As they drove along I-95 in Liberty County, Georgia, a deputy in a marked cruiser pulled the bus over and asked the driver to step out.

According to the complaint, when the driver exited the vehicle, the deputy said he stopped the vehicle for driving in the left lane. The driver acknowledged that he had been in the left lane because he thought only trucks were not permitted to travel in the left lane. The deputy replied that charter buses were trucks.

During the traffic stop, some DSU students captured the incident on their smartphones. The Liberty County Sheriff’s Office subsequently released video captured by the officers to the public.

DSU leaders object to the deputy’s reason for stopping the bus.

“The deputy’s statement was, in fact, false and contrary to Georgia law … the officer, despite his protestations, had no legitimate basis upon which to stop the charter bus in the first place,” the complaint said.

School leaders additionally accused Liberty County Sheriff William Bowman of misrepresenting many facts relating to the incident.

“On its website, the Liberty County Sheriff’s Office, putting forth its own narrative for the traffic stop, tries to hide this fact by quoting a version of the (Georgia) Code that is more than a decade old,” the complaint said.

Six White law enforcement officers ultimately showed up on the scene with one police canine unit that was reportedly a drug detection dog.

According to the affidavit, “Early on, via the body camera footage, the initial officer who stopped the bus can be heard proclaiming, ‘Bunch of dang schoolgirls on the bus… probably some weed.’ It was with that presumptive mindset that officers then set out to search for that which they had already predetermined would be found.”

Ultimately police, despite rummaging through many of the DSU players’ luggage – even forcing one student to unwrap a graduation gift she received from a family member while in Florida – Liberty County deputies didn’t find any drugs or contraband.

DSU leaders called the search “illegal” in its complaint to the DOJ.
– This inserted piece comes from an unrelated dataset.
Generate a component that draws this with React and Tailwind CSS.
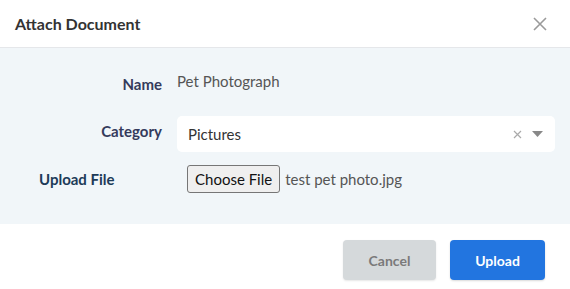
import React from "react";

export default function App() {
  return (
    <div className="w-[570px] h-[289px] bg-white flex flex-col" style={{ fontFamily: "Lato, 'Open Sans', sans-serif" }}>
      <div className="h-[48px] flex items-center justify-between pl-[15px] pr-[22px] border-b border-[#e5e7ea]">
        <div className="text-[16px] font-bold text-[#333] pt-[1px]">Attach Document</div>
        <svg width="16" height="16" viewBox="0 0 16 16" className="text-[#9a9a9a]">
          <path d="M2 2L14 14M14 2L2 14" stroke="currentColor" strokeWidth="1.6" />
        </svg>
      </div>
      <div className="h-[176px] bg-[#f1f6f9] flex flex-col pt-[20px]">
        <div className="flex items-center h-[30px]">
          <div className="w-[162px] text-right text-[15px] font-bold text-[#353b5c] pt-[2px]">Name</div>
          <div className="ml-[15px] text-[15px] text-[#555] -mt-[4px]">Pet Photograph</div>
        </div>
        <div className="flex items-center mt-[18px]">
          <div className="w-[162px] text-right text-[15px] font-bold text-[#353b5c] -mt-[6px]">Category</div>
          <div className="ml-[15px] w-[378px] h-[36px] bg-white rounded-[5px] flex items-center pl-[11px] pr-[12px]">
            <span className="text-[15px] text-[#333] flex-1">Pictures</span>
            <svg width="9" height="9" viewBox="0 0 9 9" className="text-[#aaa]">
              <path d="M1 1L8 8M8 1L1 8" stroke="currentColor" strokeWidth="1.2" />
            </svg>
            <svg width="11" height="6" viewBox="0 0 11 6" className="ml-[10px] text-[#888]">
              <path d="M0 0H11L5.5 6Z" fill="currentColor" />
            </svg>
          </div>
        </div>
        <div className="flex items-center mt-[13px]">
          <div className="pl-[39px] w-[177px] text-[15px] font-bold text-[#1d3b58]">Upload File</div>
          <div className="ml-[10px] flex items-center">
            <span className="h-[28px] px-[7px] flex items-center border border-[#767676] rounded-[3px] bg-[#efefef] text-[15px] text-[#111]">Choose File</span>
            <span className="ml-[5px] text-[15px] text-[#555]">test pet photo.jpg</span>
          </div>
        </div>
      </div>
      <div className="flex-1 flex items-start justify-end pr-[25px] gap-[14px] pt-[16px]">
        <button className="w-[93px] h-[40px] rounded-[4px] bg-[#d5d9db] text-[14px] font-bold text-[#7a7a7a] shadow-[0_1px_2px_rgba(0,0,0,0.1)]">Cancel</button>
        <button className="w-[95px] h-[40px] rounded-[4px] bg-[#2275e0] text-[14px] font-bold text-white shadow-[0_1px_2px_rgba(0,0,0,0.15)]">Upload</button>
      </div>
    </div>
  );
}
The correspondence said one of the deputies remarked during the incident, “This is our job. This is what we do. Every day we get out here. We stop commercial vehicles … trafficking anything up and down these interstates, that’s what we look for ... this is how we start an investigation. Most of the time, most of the time, it turns out to be nothing.”

“And therein lies the entire problem,” DSU leaders said.

“Surely the DSU Women’s lacrosse team is not the first or only group of people — more particularly, people of color — to have been subjected to this type of illegal behavior. But for their bravery, composure and presence of mind to record portions of this illegal stop, we might never have known its full extent.”

DSU wants the federal agency to investigate this incident because, “the sheriff’s office nor local officials can be trusted to investigate this incident completely and impartially.”

The affidavit asks the DOJ to investigate the April 20 traffic stop and its practices and procedures that, “encouraged, supported, or permitted these discriminatory acts.”

DSU spokesman Carlos Holmes said Wednesday the school would have no comment beyond what was stated in the complaint.